The concept of being tested is about going through life’s various stages, embracing the commandments and one’s personal duties and responsibilities and converting the potential into the actual. And the final test of life, says Rav Wolbe, is death. As quoted above from the Mishnah, against our will we are born and against our will we die. The transition from this world to the next, the ability to confront the end of life, is also part of our growth process.

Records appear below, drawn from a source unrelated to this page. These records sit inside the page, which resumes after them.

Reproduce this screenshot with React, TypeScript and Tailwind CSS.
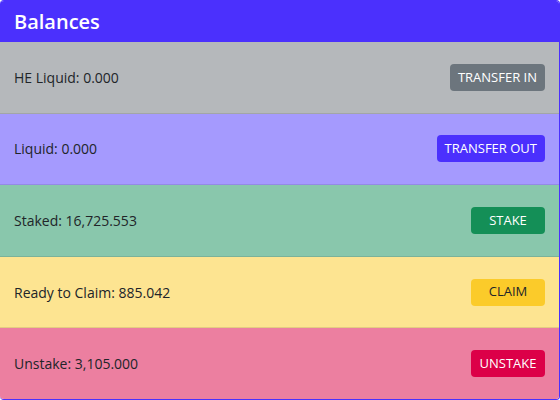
import React from 'react';

const rows = [
  { label: 'HE Liquid: 0.000', action: 'TRANSFER IN', row: 'bg-[#b5b8bb]', btn: 'bg-[#6c757d] text-white' },
  { label: 'Liquid: 0.000', action: 'TRANSFER OUT', row: 'bg-[#a59afe]', btn: 'bg-[#4b30fd] text-white' },
  { label: 'Staked: 16,725.553', action: 'STAKE', row: 'bg-[#89c7ac]', btn: 'bg-[#148f57] text-white' },
  { label: 'Ready to Claim: 885.042', action: 'CLAIM', row: 'bg-[#fde491]', btn: 'bg-[#fbcb2a] text-[#212529]' },
  { label: 'Unstake: 3,105.000', action: 'UNSTAKE', row: 'bg-[#ec7fa0]', btn: 'bg-[#dc0048] text-white' },
];

export default function App() {
  return (
    <div className="w-[560px] h-[400px] bg-white font-['Open_Sans',sans-serif]">
      <div className="h-full flex flex-col rounded-[4px] border border-l-0 border-[#4b30fd] overflow-hidden">
        <div className="h-[41px] shrink-0 bg-[#4b30fd] px-[14px] flex items-center">
          <h2 className="text-white text-[20px] font-semibold leading-none">Balances</h2>
        </div>
        {rows.map((r, i) => (
          <div
            key={r.action}
            className={`flex-1 flex items-center justify-between pl-[14px] pr-[14px] ${r.row} ${i < rows.length - 1 ? 'border-b border-black/10' : ''}`}
          >
            <span className="text-[14px] text-[#212529]">{r.label}</span>
            <button className={`min-w-[74px] h-[27px] px-[8px] rounded-[4px] text-[13px] ${r.btn}`}>
              {r.action}
            </button>
          </div>
        ))}
      </div>
    </div>
  );
}
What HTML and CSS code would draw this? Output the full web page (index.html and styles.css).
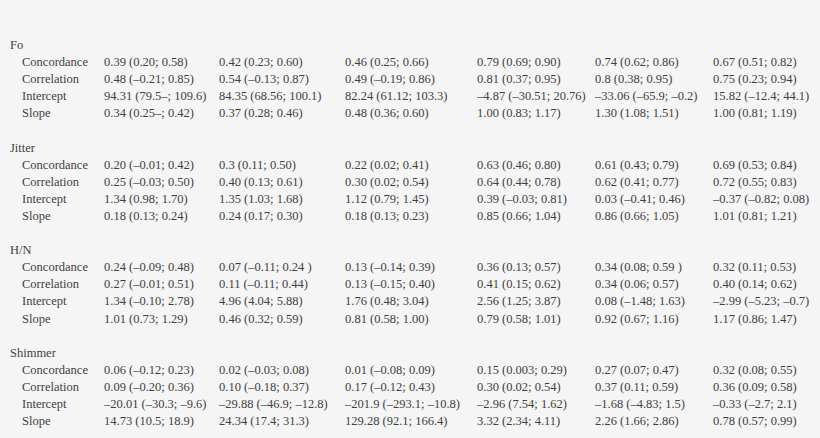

All of life is a growth process and therefore all of life is a test. When the parsha says Hashem is testing us, it is just a reflection of the much broader tests throughout our lives. We were given free will and as we go through life our free will is tested and constantly exercised. The test is not just about temptation as to whether we will we stay the course, but whether will we be able to develop, grow and give full expression to the awesome potential that lies within each one of us. As we actualise that potential, we accumulate good deeds and merit for which G-d ultimately rewards us when we return to Him after 120 years. The goal is to return to G-d with as many mitzvot and good deeds as possible, to have passed our tests and accomplished our missions.
Especially at this time of year, a month before Rosh Hashanah, what better way to prepare for the Day of Judgment and start the process of introspection than to take time to think about our purpose in life? Let us find ways of converting that potential into actuality through following Hashem’s mitzvot and maximising our potential through our unique circumstances.